Выстрел пришелся аккуратно под башню. Меня самого спасло только то, что я, в нарушение всех инструкций, тогда высунулся из люка по пояс. Решил осмотреться в лесу – тоже мне, горе-следопыт. Хотя, если бы не это… лежать бы мне сейчас внутри куска спекшейся брони. А так – взрывом меня выкинуло из люка и швырнуло на обочину дороги. Очнулся уже от тряски: разведчики, приотставшие в деревне на краю леса, услышали взрыв, примчались и гнали теперь свой 'виллис' на полной скорости, чтобы довезти меня в санбат.
Да уж лучше бы сгореть в танке, чем потом от стыда сгорать перед своими.
Срезал дорогу, нечего сказать.
В тот день с утра я, как всегда, потащился на перевязку. Постоял в курилке, обсудил с мужиками фронтовые вести. Разведчик Сева Кулугуров, признанный госпитальный остряк, громко читал вслух сводку Совинформбюро, остальные слушали, посмеивались одобрительно, когда Сева вставлял от себя крепкую шуточку.
– Вломили, стал быть, гансам по первое число! – сказал, постукивая костылем, Иваныч, пожилой мужик, который в госпиталь попал из-под Ельни, из самого пекла. – Отольется им теперь! Будут знать, крысюки…
– А! Танкистам почет! – Сева заметил меня и помахал газетой. – Андрюха, ты, случайно, родом не с Правобережной Украины?
– Сибиряк я, – пожав руку Иванычу и другим, я закурил.
– Оно и видно. Все махру смолят, а богатый сибиряк – 'Дукатом' балуется, – добродушно отозвался огромный моряк Гриша Цыбань по прозвищу 'Пскопской'. Прозвище он получил после того, как в госпитальном саду, где висел пошитый из простыней экран, прокрутили фильм 'Мы из Кронштадта'. На фразе испуганного ополченца 'мы пскопские, мобилизованные!' – все, кто смотрел кино, так и грохнули смехом, вспомнив Гришу, который всегда важно отвечал на вопросы о родине: 'С-под Пскова мы. Пскопские, значит'.

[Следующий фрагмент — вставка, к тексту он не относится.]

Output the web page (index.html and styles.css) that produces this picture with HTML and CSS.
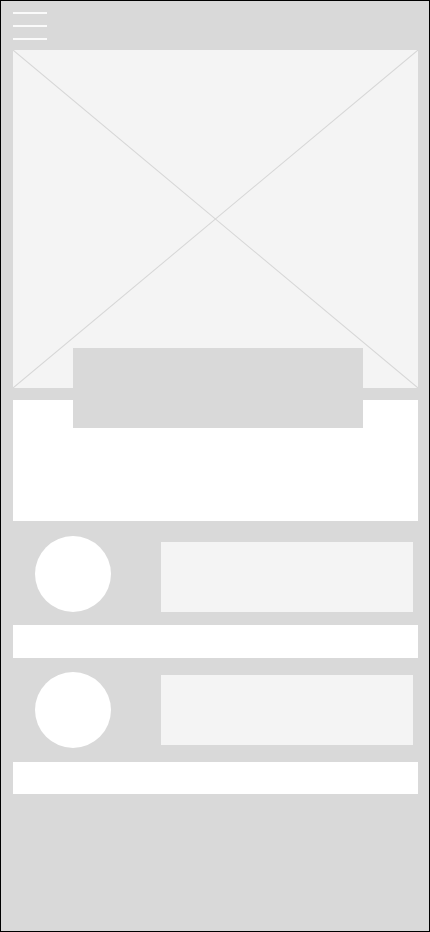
FILE: index.html
```html
<!DOCTYPE html>
<html>
<head>
<meta charset="utf-8">
<link rel="stylesheet" href="styles.css">
</head>
<body>
<div class="screen">
  <header class="topbar">
    <div class="burger"><span></span><span></span><span></span></div>
  </header>
  <div class="hero">
    <svg class="hero-x" viewBox="0 0 405 337" preserveAspectRatio="none">
      <line x1="0" y1="0" x2="405" y2="337"/>
      <line x1="405" y1="0" x2="0" y2="337"/>
    </svg>
    <div class="hero-caption"></div>
  </div>
  <div class="card"></div>
  <div class="item item-first">
    <div class="avatar"></div>
    <div class="item-text"></div>
  </div>
  <div class="bar"></div>
  <div class="item">
    <div class="avatar"></div>
    <div class="item-text"></div>
  </div>
  <div class="bar bar-last"></div>
</div>
</body>
</html>
```
FILE: styles.css
```css
* { box-sizing: border-box; }
html, body { margin: 0; padding: 0; }
body { font-family: "Liberation Sans", Arial, sans-serif; }
.screen {
  width: 430px;
  height: 932px;
  border: 1px solid #000;
  background: #d9d9d9;
  padding: 0 11px 0 12px;
  display: flex;
  flex-direction: column;
}
.topbar {
  height: 49px;
  padding-top: 11px;
}
.burger {
  width: 34px;
  display: flex;
  flex-direction: column;
  gap: 11px;
}
.burger span {
  display: block;
  height: 2px;
  background: #fafafa;
}
.hero {
  position: relative;
  height: 338px;
  background: #f4f4f4;
}
.hero-x {
  display: block;
  width: 100%;
  height: 100%;
}
.hero-x line {
  stroke: #d6d6d6;
  stroke-width: 1;
}
.hero-caption {
  position: absolute;
  left: 60px;
  top: 298px;
  width: 290px;
  height: 80px;
  background: #d9d9d9;
  z-index: 2;
}
.card {
  margin-top: 12px;
  height: 121px;
  background: #fff;
}
.item {
  height: 104px;
  display: flex;
  align-items: center;
  padding: 0 5px 0 22px;
  gap: 50px;
}
.avatar {
  flex: none;
  width: 76px;
  height: 76px;
  border-radius: 50%;
  background: #fff;
}
.item-text {
  flex: 1;
  height: 70px;
  background: #f4f4f4;
}
.item-first { align-items: flex-start; }
.item-first .avatar { margin-top: 15px; }
.item-first .item-text { margin-top: 21px; }
.bar {
  height: 33px;
  background: #fff;
}
.bar-last { height: 32px; }
```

– Да ладно тебе, Гриша! – усмехнулся Кулугуров. – Все знают, что по Андрюхе медсестренка Даша неровно дышит! Чуть свободная у ней минутка – сразу в нашу палату: мол, как вы тут живете? А глядит на него…
Я аж закашлялся. Уже подбирал слова, чтобы ответить позлее, но тут Иваныч поддержал меня за локоть и укоряюще прогудел в сторону Севы:
– Ишь, заноза.. Чего к человеку пристал? А мы тут, Андрейка, вишь ты, радуемся, что наши Правобережную Украину освободили.
– Хорошо… – тут я вспомнил, что механик-водитель моего танка, Сашка Придорожный, родом был с Украины. Подавив в себе налетевшую было грусть, задавил окурок в пепельнице и вздохнул:
– Ну, мужики, опять мне на перевязку. Полчаса мучений.
Провожаемый сочувственными голосами и взглядами, я медленно пошел в операционную.
– Отделался ты, Андрей Васильев, легко, что тут сказать, – военврач, усталый мужик, по лицу которого, почерневшему от недосыпа, годов было не разобрать, махнул рукой, глядя, как медсестра осторожно отдирает присохшие бинты от моей стриженой макушки.
– Ай, ч-черт! – не сдержался я, зашипел, слезы сами потекли из глаз. Больно!
– А ты не чертись! Не чертись, солдат! – строго приговаривала медсестра тетка Марья. Была она родом откуда-то из енисейских староверов – высокая, прямая, неулыбчивая, с лицом, точно хоть сейчас его на старую византийскую икону. И с удивительно ласковыми руками. Чуткие руки эти были просто волшебными – вот и сейчас я почувствовал, как прикосновение прохладных пальцев загоняет мою боль глубоко-глубоко.
– Потерпи, парень, – сказала тетка Марья, – другие вон как терпят, христовые, а и то ничего…
За дверями кто-то кашлянул. Военврач распахнул застекленную створку. Там переминался с ноги на ногу незнакомый солдат.